Specific recovery actions have to be taken to prove a private loan from an SMSF will not be paid back and should be written off.

Specific recovery actions have to be taken to prove a private loan from an SMSF will not be paid back and should be written off.

A superannuation technical specialist has stipulated demonstrable actions taken to recover an SMSF private loan must be proven before an amount in arrears can be written off in the fund’s financial statements.

Accurium technical superannuation adviser Jason Hurst noted this is the case because compliance elements such as adherence to the sole purpose test and the investment strategy rules will be involved in these situations.

“The trustees need to be seen to be making reasonable efforts to recover [the outstanding amount]. What do we expect is reasonable?” Hurst asked attendees of an Accurium technical webinar hosted today.

“If [the trustees] have lost a lot of money, they would probably want to get some legal advice [as to the recovery of the debt].”

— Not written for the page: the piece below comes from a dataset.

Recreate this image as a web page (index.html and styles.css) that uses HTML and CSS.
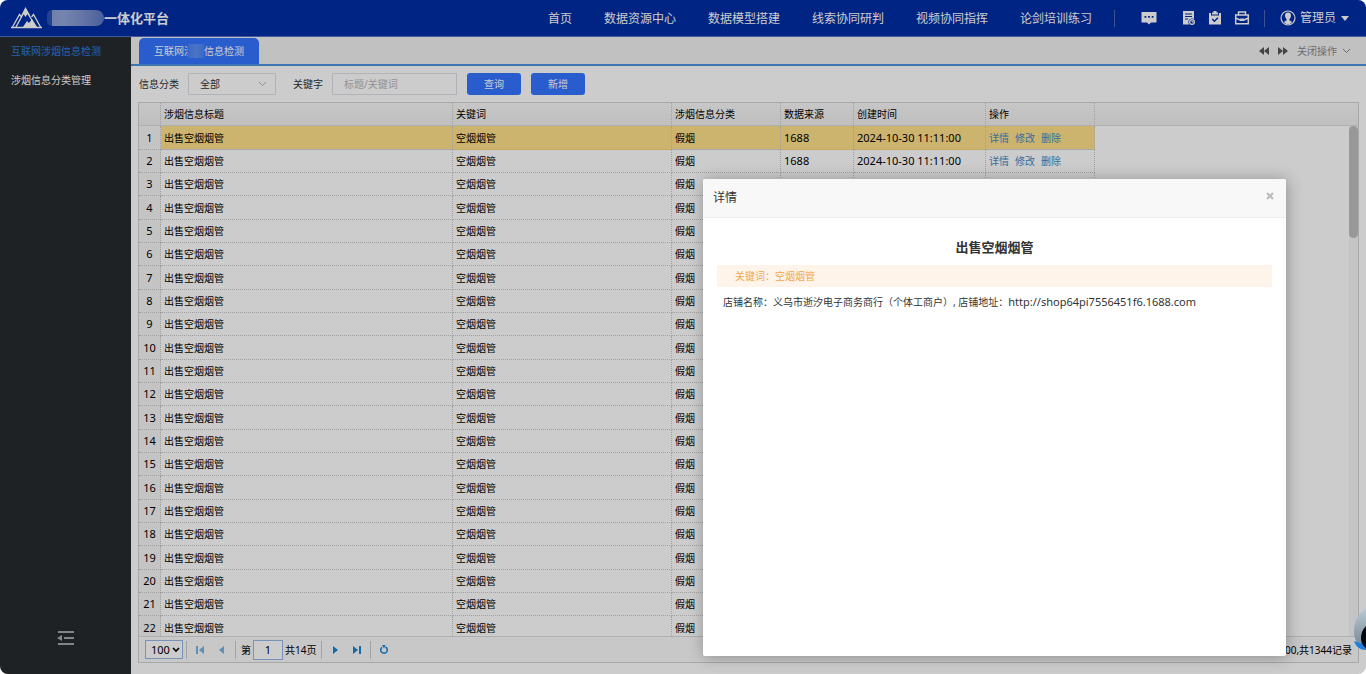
FILE: index.html
```html
<!DOCTYPE html>
<html lang="zh-CN">
<head>
<meta charset="utf-8">
<title>一体化平台</title>
<link rel="stylesheet" href="styles.css">
</head>
<body>
<div class="app">
  <header class="topbar">
    <div class="brand">
      <svg class="brand-logo" width="32" height="22" viewBox="0 0 32 22"><path d="M0 20.500H31" stroke="#fff" stroke-width="1.600"/><path d="M1.500 20L8.500 7.500L10.500 10M29.500 20L22.500 7.500L20.500 10" fill="none" stroke="#fff" stroke-width="1.300"/><path d="M5 20L14.500 2.500L16 5L25 20" fill="none" stroke="#fff" stroke-width="1.400"/><path d="M14.500 0L19.500 9L16.500 7L14.500 10L12.500 7L9.500 10Z" fill="#fff"/><path d="M12 20L16 14L18 16L21 12L26 20Z" fill="#fff"/></svg>
      <span class="brand-mask"></span>
      <span class="brand-name">一体化平台</span>
    </div>
    <nav class="nav">
      <a href="#">首页</a>
      <a href="#">数据资源中心</a>
      <a href="#">数据模型搭建</a>
      <a href="#">线索协同研判</a>
      <a href="#">视频协同指挥</a>
      <a href="#">论剑培训练习</a>
    </nav>
    <div class="tools">
      <button class="icon-btn icon-chat" type="button" aria-label="消息"><svg width="16" height="14" viewBox="0 0 16 14"><path d="M.5 1h15v10.500H10L8 13.500l-2-2H.5z" fill="#fff"/><path d="M3.500 5h1.800v1.800H3.500zM7.100 5h1.800v1.800H7.100zM10.700 5h1.800v1.800h-1.800z" fill="#002da5"/></svg></button>
      <button class="icon-btn" type="button" aria-label="文档"><svg width="14" height="16" viewBox="0 0 14 16"><path d="M1 1h11v13.500H1z" fill="#fff"/><path d="M3 4h7M3 6.500h7M3 9h3" stroke="#002da5"/><circle cx="10" cy="12" r="3.600" fill="#002da5"/><circle cx="10" cy="12" r="2.400" fill="none" stroke="#fff" stroke-width="1.200"/><path d="M10 10.500V12h1.500" stroke="#fff" fill="none"/></svg></button>
      <button class="icon-btn" type="button" aria-label="任务"><svg width="14" height="16" viewBox="0 0 14 16"><path d="M1 3h2v2.500h8V3h2v11.500H1z" fill="#fff"/><path d="M4 4.500V2.500h1.500V1h3v1.500H10v2z" fill="#fff"/><path d="M4.200 9l2.200 2.200L10 7.700" fill="none" stroke="#002da5" stroke-width="1.500"/></svg></button>
      <button class="icon-btn" type="button" aria-label="工具箱"><svg width="16" height="16" viewBox="0 0 16 16"><path d="M4.500 4.500V2h7v2.500M1.700 5h12.600v8.800H1.700zM1.700 8L6 10h4l4.300-2" fill="none" stroke="#fff" stroke-width="1.500"/><path d="M6 8.500h4V11H6z" fill="#fff"/></svg></button>
    </div>
    <button class="user" type="button">
      <svg width="16" height="16" viewBox="0 0 16 16"><circle cx="8" cy="8" r="7" fill="none" stroke="#fff" stroke-width="1.200"/><path d="M8 2.500c2 0 3 1.300 3 3 0 1.500-.6 2.700-1.500 3.500v1.500l2.500 1.200c-1 1.800-2.500 2.600-4 2.600s-3-.8-4-2.600l2.500-1.200V9C5.600 8.200 5 7 5 5.500c0-1.700 1-3 3-3z" fill="#fff"/></svg>
      <span>管理员</span>
      <svg class="user-caret" width="8" height="5" viewBox="0 0 8 5"><path d="M0 0h8L4 5z" fill="#fff"/></svg>
    </button>
  </header>

  <div class="body">
    <aside class="sidebar">
      <nav class="menu">
        <a class="menu-item menu-item-active" href="#">互联网涉烟信息检测</a>
        <a class="menu-item" href="#">涉烟信息分类管理</a>
      </nav>
      <button class="fold" type="button" aria-label="收起菜单"><svg width="18" height="14" viewBox="0 0 18 14"><path d="M1 1h16M7 7h10M1 13h16" stroke="#a4a8aa" stroke-width="1.800"/><path d="M0 7l5-3v6z" fill="#a4a8aa"/></svg></button>
    </aside>

    <main class="main">
      <div class="tabs">
        <a class="tab" href="#">互联网<span class="tab-mask">涉烟</span>信息检测</a>
        <div class="tab-tools">
          <button class="icon-btn" type="button" aria-label="向左"><svg width="10" height="8" viewBox="0 0 10 8"><path d="M5 0v8L0 4zM10 0v8L5 4z" fill="#555"/></svg></button>
          <button class="icon-btn" type="button" aria-label="向右"><svg width="10" height="8" viewBox="0 0 10 8"><path d="M0 0v8l5-4zM5 0v8l5-4z" fill="#555"/></svg></button>
          <button class="close-op" type="button">关闭操作<svg width="9" height="6" viewBox="0 0 9 6"><path d="M1 1l3.500 3.500L8 1" fill="none" stroke="#888"/></svg></button>
        </div>
      </div>

      <form class="filters">
        <label for="category">信息分类</label>
        <select class="field field-select" id="category"><option>全部</option></select>
        <label class="label-keyword" for="keyword">关键字</label>
        <input class="field field-input" id="keyword" type="text" placeholder="标题/关键词">
        <button class="btn" type="button">查询</button>
        <button class="btn" type="button">新增</button>
      </form>

      <section class="panel">
        <div class="grid-view">
          <table class="grid">
            <colgroup><col class="c-no"><col class="c-title"><col class="c-key"><col class="c-type"><col class="c-src"><col class="c-time"><col class="c-op"><col></colgroup>
            <thead><tr><th></th><th>涉烟信息标题</th><th>关键词</th><th>涉烟信息分类</th><th>数据来源</th><th>创建时间</th><th>操作</th><th class="rest"></th></tr></thead>
            <tbody>
              <tr class="selected"><td>1</td><td>出售空烟烟管</td><td>空烟烟管</td><td>假烟</td><td class="num">1688</td><td class="num">2024-10-30 11:11:00</td><td><a href="#">详情</a><a href="#">修改</a><a href="#">删除</a></td><td class="rest"></td></tr>
              <tr><td>2</td><td>出售空烟烟管</td><td>空烟烟管</td><td>假烟</td><td class="num">1688</td><td class="num">2024-10-30 11:11:00</td><td><a href="#">详情</a><a href="#">修改</a><a href="#">删除</a></td><td class="rest"></td></tr>
              <tr><td>3</td><td>出售空烟烟管</td><td>空烟烟管</td><td>假烟</td><td></td><td></td><td></td><td class="rest"></td></tr>
              <tr><td>4</td><td>出售空烟烟管</td><td>空烟烟管</td><td>假烟</td><td></td><td></td><td></td><td class="rest"></td></tr>
              <tr><td>5</td><td>出售空烟烟管</td><td>空烟烟管</td><td>假烟</td><td></td><td></td><td></td><td class="rest"></td></tr>
              <tr><td>6</td><td>出售空烟烟管</td><td>空烟烟管</td><td>假烟</td><td></td><td></td><td></td><td class="rest"></td></tr>
              <tr><td>7</td><td>出售空烟烟管</td><td>空烟烟管</td><td>假烟</td><td></td><td></td><td></td><td class="rest"></td></tr>
              <tr><td>8</td><td>出售空烟烟管</td><td>空烟烟管</td><td>假烟</td><td></td><td></td><td></td><td class="rest"></td></tr>
              <tr><td>9</td><td>出售空烟烟管</td><td>空烟烟管</td><td>假烟</td><td></td><td></td><td></td><td class="rest"></td></tr>
              <tr><td>10</td><td>出售空烟烟管</td><td>空烟烟管</td><td>假烟</td><td></td><td></td><td></td><td class="rest"></td></tr>
              <tr><td>11</td><td>出售空烟烟管</td><td>空烟烟管</td><td>假烟</td><td></td><td></td><td></td><td class="rest"></td></tr>
              <tr><td>12</td><td>出售空烟烟管</td><td>空烟烟管</td><td>假烟</td><td></td><td></td><td></td><td class="rest"></td></tr>
              <tr><td>13</td><td>出售空烟烟管</td><td>空烟烟管</td><td>假烟</td><td></td><td></td><td></td><td class="rest"></td></tr>
              <tr><td>14</td><td>出售空烟烟管</td><td>空烟烟管</td><td>假烟</td><td></td><td></td><td></td><td class="rest"></td></tr>
              <tr><td>15</td><td>出售空烟烟管</td><td>空烟烟管</td><td>假烟</td><td></td><td></td><td></td><td class="rest"></td></tr>
              <tr><td>16</td><td>出售空烟烟管</td><td>空烟烟管</td><td>假烟</td><td></td><td></td><td></td><td class="rest"></td></tr>
              <tr><td>17</td><td>出售空烟烟管</td><td>空烟烟管</td><td>假烟</td><td></td><td></td><td></td><td class="rest"></td></tr>
              <tr><td>18</td><td>出售空烟烟管</td><td>空烟烟管</td><td>假烟</td><td></td><td></td><td></td><td class="rest"></td></tr>
              <tr><td>19</td><td>出售空烟烟管</td><td>空烟烟管</td><td>假烟</td><td></td><td></td><td></td><td class="rest"></td></tr>
              <tr><td>20</td><td>出售空烟烟管</td><td>空烟烟管</td><td>假烟</td><td></td><td></td><td></td><td class="rest"></td></tr>
              <tr><td>21</td><td>出售空烟烟管</td><td>空烟烟管</td><td>假烟</td><td></td><td></td><td></td><td class="rest"></td></tr>
              <tr><td>22</td><td>出售空烟烟管</td><td>空烟烟管</td><td>假烟</td><td></td><td></td><td></td><td class="rest"></td></tr>
            </tbody>
          </table>
          <div class="scroll-track"><div class="scroll-thumb"></div></div>
        </div>
        <footer class="pager">
          <select class="page-size" aria-label="每页条数"><option>100</option></select>
          <span class="sep"></span>
          <button class="icon-btn pager-btn dim" type="button" aria-label="首页"><svg width="8" height="8" viewBox="0 0 8 8"><path d="M0 0h2v8H0zM8 0v8L3 4z" fill="#1a86d8"/></svg></button>
          <button class="icon-btn pager-btn dim" type="button" aria-label="上一页"><svg width="8" height="8" viewBox="0 0 8 8"><path d="M6 0v8L1 4z" fill="#1a86d8"/></svg></button>
          <span class="sep"></span>
          <label class="page-label" for="page">第</label>
          <input class="page-input" id="page" type="text" value="1">
          <span class="page-count">共14页</span>
          <span class="sep"></span>
          <button class="icon-btn pager-btn" type="button" aria-label="下一页"><svg width="8" height="8" viewBox="0 0 8 8"><path d="M2 0v8l5-4z" fill="#1a86d8"/></svg></button>
          <button class="icon-btn pager-btn" type="button" aria-label="末页"><svg width="8" height="8" viewBox="0 0 8 8"><path d="M6 0h2v8H6zM0 0v8l5-4z" fill="#1a86d8"/></svg></button>
          <span class="sep"></span>
          <button class="icon-btn pager-btn" type="button" aria-label="刷新"><svg width="10" height="10" viewBox="0 0 10 10"><path d="M6.500 2A3.300 3.300 0 1 1 3 2.300" fill="none" stroke="#1a86d8" stroke-width="1.500"/><path d="M3 0h3.500L5 3.500z" fill="#1a86d8"/></svg></button>
          <span class="total">显示1到100,共1344记录</span>
        </footer>
      </section>
    </main>
  </div>

  <div class="overlay"></div>

  <div class="dialog" role="dialog" aria-labelledby="dialog-title">
    <div class="dialog-head">
      <span id="dialog-title">详情</span>
      <button class="icon-btn dialog-close" type="button" aria-label="关闭"><svg width="8" height="8" viewBox="0 0 8 8"><path d="M1 1l6 6M7 1L1 7" stroke="#bbb" stroke-width="2"/></svg></button>
    </div>
    <div class="dialog-body">
      <h2 class="article-title">出售空烟烟管</h2>
      <p class="keywords">关键词：空烟烟管</p>
      <p class="article-text">店铺名称：义乌市逝汐电子商务商行（个体工商户）, 店铺地址：<span class="url">http://shop64pi7556451f6.1688.com</span></p>
    </div>
  </div>

  <svg class="assistant" width="12" height="46" viewBox="0 0 12 46"><defs><linearGradient id="shell" x1="0" y1="0" x2="0" y2="1"><stop offset="0" stop-color="#b9cbd5"/><stop offset="1" stop-color="#71828e"/></linearGradient></defs><path d="M12 0C4 5 0 14 0 24c0 8 4 14 12 18z" fill="url(#shell)"/><path d="M0 33c2 6 6 9 12 9v-5z" fill="#1c7fe0"/><path d="M12 18c-4 4-5 8-5 12 0 5 2 8 5 10z" fill="#05080b"/></svg>
</div>
</body>
</html>
```
FILE: styles.css
```css
* { box-sizing: border-box; }

body {
  margin: 0;
  background: #fff;
  color: #333;
  font: 10px/16px "Noto Sans", "Noto Sans CJK SC", sans-serif;
}

a { color: inherit; text-decoration: none; }

button, input, select { font: inherit; color: inherit; margin: 0; }

button {
  display: flex;
  align-items: center;
  border: 0;
  padding: 0;
  background: none;
}

svg { display: block; }

.app {
  position: relative;
  display: flex;
  flex-direction: column;
  height: 100vh;
  overflow: hidden;
  border-radius: 8px;
}

/* top bar */
.topbar {
  display: flex;
  align-items: center;
  height: 37px;
  padding-right: 17px;
  background: #002da5;
  border-bottom: 1px solid #5470c0;
  color: #fff;
  font-size: 12px;
}

.brand {
  display: flex;
  align-items: center;
  flex: 1;
  padding-left: 11px;
}

.brand-mask {
  width: 57px;
  height: 16px;
  margin-left: 4px;
  border-radius: 5px 8px 8px 5px;
  background: linear-gradient(90deg, #2c52b4 8%, #8ea2d8 9%, #93a6da 30%, #8095d0 60%, #5c78c4);
}

.brand-name { font-size: 13px; font-weight: 700; }

.nav { display: flex; gap: 32px; padding-top: 1px; }

.tools {
  display: flex;
  align-items: center;
  gap: 12px;
  height: 17px;
  margin-left: 22px;
  padding: 0 14px 0 26px;
  border: solid #4a67b8;
  border-width: 0 1px;
}

.icon-chat { margin-right: 13px; }

.user { gap: 4px; padding-left: 15px; }

.user-caret { margin-left: 1px; }

.body { display: flex; flex: 1; min-height: 0; }

/* sidebar */
.sidebar {
  display: flex;
  flex-direction: column;
  justify-content: space-between;
  width: 131px;
  padding: 6px 0 29px;
  background: #262b2e;
}

.menu { display: flex; flex-direction: column; gap: 13px; padding-left: 11px; }

.menu-item { color: #fff; }

.menu-item-active { color: #2b7be4; }

.fold { align-self: center; }

/* content */
.main {
  display: flex;
  flex: 1;
  flex-direction: column;
  min-width: 0;
  background: #fff;
}

.tabs {
  display: flex;
  justify-content: space-between;
  align-items: flex-end;
  height: 29px;
  padding: 0 15px 0 8px;
  background: #f2f2f2;
  border-bottom: 2px solid #4c93dc;
}

.tab {
  padding: 5px 15px;
  border-radius: 5px 5px 0 0;
  background: #3474ff;
  color: #fff;
}

.tab-mask { position: relative; }

.tab-mask::after {
  content: "";
  position: absolute;
  inset: 0 0 0 4px;
  background: linear-gradient(90deg, #4b83fa, #5f92f8 50%, #4a82fb);
}

.tab-tools {
  display: flex;
  align-items: center;
  align-self: center;
  gap: 9px;
}

.close-op { gap: 5px; color: #888; }

.filters {
  display: flex;
  align-items: center;
  gap: 9px;
  padding: 7px 8px;
}

.field {
  height: 22px;
  padding: 0 11px;
  border: 1px solid #dcdfe6;
  border-radius: 0;
  background: #fff;
  outline: 0;
}

.field::placeholder { color: #b5b8be; }

.field-select {
  width: 88px;
  appearance: none;
  background: url("data:image/svg+xml,%3Csvg xmlns='http://www.w3.org/2000/svg' width='9' height='6'%3E%3Cpath d='M1 1l3.500 3.500L8 1' fill='none' stroke='%23b0b4bc'/%3E%3C/svg%3E") no-repeat right 8px center;
}

.field-input { width: 125px; }

.label-keyword { margin-left: 8px; }

.btn {
  justify-content: center;
  width: 54px;
  height: 22px;
  margin-left: 1px;
  border-radius: 3px;
  background: #3474ff;
  color: #fff;
}

/* data grid */
.panel {
  display: flex;
  flex: 1;
  flex-direction: column;
  min-height: 0;
  margin: 0 7px 11px;
  border: 1px solid #d4d4d4;
  color: #000;
}

.grid-view {
  position: relative;
  flex: 1;
  min-height: 0;
  overflow: hidden;
}

.grid {
  width: 100%;
  table-layout: fixed;
  border-collapse: separate;
  border-spacing: 0;
}

.c-no { width: 22px; }
.c-title { width: 292px; }
.c-key { width: 219px; }
.c-type { width: 109px; }
.c-src { width: 73px; }
.c-time { width: 132px; }
.c-op { width: 109px; }

.grid th, .grid td {
  height: 23px;
  padding: 0 3px;
  border: dotted #c8c8c8;
  border-width: 0 1px 1px 0;
  line-height: 16px;
  text-align: left;
  font-weight: 400;
  white-space: nowrap;
}

.grid tr:nth-child(3n+1) td { height: 24px; }

.grid th {
  background: linear-gradient(#f9f9f9, #efefef);
  border-bottom: 1px solid #ddd;
}

.grid td:first-child {
  padding: 0;
  background: #f5f5f5;
  text-align: center;
  font-size: 11px;
}

.grid .num { font-size: 11px; }

.grid .rest { border-right: 0; }

.grid td.rest { border-bottom: 0; }

.grid .selected td { background: #ffe18a; }

.grid .selected td:first-child { background: #f5f5f5; }

.grid .selected td.rest { background: none; }

.grid a { margin-right: 6px; color: #428bca; }

.scroll-track {
  position: absolute;
  top: 23px;
  right: 0;
  bottom: 0;
  width: 9px;
  background: #f5f5f5;
}

.scroll-thumb { height: 112px; border-radius: 5px; background: #bfbfbf; }

/* pager */
.pager {
  display: flex;
  align-items: center;
  height: 26px;
  padding: 0 6px;
  border-top: 1px solid #ddd;
  background: #fafafa;
}

.page-size {
  width: 38px;
  height: 19px;
  margin-right: 1px;
  padding: 0 0 0 5px;
  border: 1px solid #95b8e7;
  border-radius: 0;
  appearance: none;
  background: #fff url("data:image/svg+xml,%3Csvg xmlns='http://www.w3.org/2000/svg' width='8' height='6'%3E%3Cpath d='M1 1l3 3l3-3' fill='none' stroke='%23000' stroke-width='1.600'/%3E%3C/svg%3E") no-repeat right 2px center;
  font-size: 11px;
}

.sep { width: 1px; height: 18px; margin: 0 2px; background: #ccc; }

.pager-btn { justify-content: center; width: 18px; margin: 0 2px; }

.dim { opacity: .6; }

.page-label { margin: 0 2px 0 3px; }

.page-input {
  width: 30px;
  height: 20px;
  margin-right: 2px;
  padding: 0;
  border: 1px solid #95b8e7;
  background: #fff;
  text-align: center;
  font-size: 11px;
}

.page-count { margin-right: 3px; }

.total { margin-left: auto; }

/* dialog */
.overlay { position: absolute; inset: 0; background: rgba(0, 0, 0, .2); }

.dialog {
  position: absolute;
  top: 179px;
  right: 80px;
  bottom: 18px;
  width: 583px;
  border-radius: 2px;
  background: #fff;
  box-shadow: 1px 1px 16px rgba(0, 0, 0, .3);
}

.dialog-head {
  display: flex;
  align-items: center;
  justify-content: space-between;
  height: 39px;
  padding: 0 12px 0 10px;
  border-bottom: 1px solid #eee;
  border-radius: 2px 2px 0 0;
  background: #f8f8f8;
  font-size: 12px;
}

.dialog-close { margin-bottom: 4px; }

.dialog-body { padding: 20px 14px; }

.article-title {
  margin: 0 0 8px;
  font-size: 13px;
  line-height: 19px;
  text-align: center;
}

.keywords {
  margin: 0 0 7px;
  padding: 3px 18px;
  background: #fff4ea;
  color: #f0a848;
}

.article-text { margin: 0; padding: 0 6px; }

.url { font-size: 11px; }

.assistant { position: absolute; right: 0; bottom: 20px; }
```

He pointed out SMSF trustees should assess the amount of legal fees they are willing to incur in pursuit of an outstanding loan in relation to the likelihood the borrowing will actually be paid back.

“Getting some advice and being able to document that the loan is not recoverable [is a good step]. Just saying: ‘I’ve tried to ring [the borrower], but they’re avoiding me now, so can we just write the loan off?’ is not going [to be enough,” he explained.

“You’re going to need evidence of efforts to recover those funds, whether the entity is insolvent and then if there is any fraud involved, there will need to be evidence the trustees have engaged the appropriate authorities as well.”

He warned practitioners and trustees not to assume writing off an outstanding loan in an SMSF is similar to the process that applies to other entities.

“If I lent money from my family trust to another person and I’m not going to get that money back, I’m not facing SIS (Superannuation Industry (Supervision)) requirements and could probably just complete some paperwork and write off that loan, but in the super environment [you can’t do that],” he said.